2002年5月7日、天才のメイク・アーティストは鎮痛剤の服用過多による肝障害で死去、その短くも華やかな生涯に幕を閉じた。
DIRECTOR
監督:ティファニー・バルトーク
TIFFANY BARTOK
フィラデルフィアのザ・アーツ大学で美術学士号を取得後、バルトーク監督はニューヨークで女優業をしていたが、メイクアップ・アーティストとしての才能があることに気づき、撮影現場の有名人やスタッフを相手にメイクの技を磨くようになる。しかし最終的に映画そのものに魅せられ、映画制作の道に進む決心をした。これまでに携わった作品には、ドキュメンタリー『Altered by Elvis』(2006年/ジェイス・バルトークと共同監督)や、短編作品『Little Pumpkin』(2008年)、『Fall to Rise』(2014年/ジェイス・バルトーク監督)、『Suddenly』(2014年/メラフ・エルバス監督)、『Cocked and Locked』(2017年/メラフ・エルバス監督)、『Last Chance』(2020年)などがある。『メイクアップ・アーティスト:ケーヴィン・オークイン・ストーリー』はバルトーク監督の長編デビュー作品である。現在、ニューヨークを中心としたエンターテインメント業界における平等を訴える非営利団体であるFilm Fatalesの一員として、ティファニーは、バーレスターのディタ・フォン・ティースを紹介するドキュメンタリー映画を制作している。
MESSAGE
5年ほど前、劇映画を撮り終え「次に何を作ろうか」と考えた時、ドキュメンタリーを撮ろうと思いました。私はメイク畑出身なので、ケヴィン・オークインに興味があってきっかけを考えていたとき、アシスタントが「それって誰です?」と言いました。もう、びっくりしました。「ひと世代後の子たちは名前も知らないのか!」とね。美容業界はより大きくなったのに、この業界にいる人やメイクに興味がある人が彼を知らないなんて、許せなかったんです。

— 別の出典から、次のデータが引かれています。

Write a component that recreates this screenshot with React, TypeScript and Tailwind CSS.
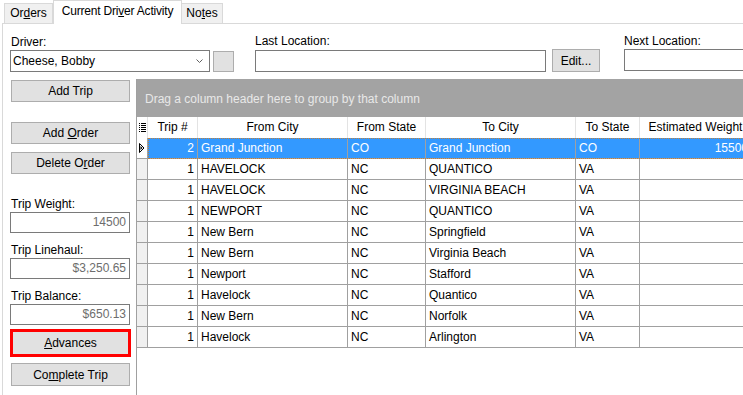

彼の話を紡ぐのに膨大な素材がありましたが、これまでにケヴィンを取り上げたドキュメンタリーもあるのに、どういうわけか彼自身のことがあまり知られていないのです。MTVなどのテレビ局に協力してもらい、彼が映っている映像を捜しました。素材を集め、映像を観ながら60人もの人々にインタビューしました。
私はケヴィンのすべてを知りたかった。でも、人々から画一的でない彼の話を聞くのは至難の業でした。彼らにとってケヴィンはとても大切な人物なのですから……監督として、ケヴィンに対する彼らの敬意を伝える責任があり、かつ、ありのまま伝えることも心がけました。ケヴィンは自分の技術を惜しみなく紹介しました。この映画が人々の心を打つとしたら、ケヴィンがメイク界の救世主であり、象徴であり、伝説だからです。
彼はどんな時も人間らしさを失わなかった。もちろん完璧ではないから辛いシーンもあります。でも、それも映画を観る人の励みになると思うのです。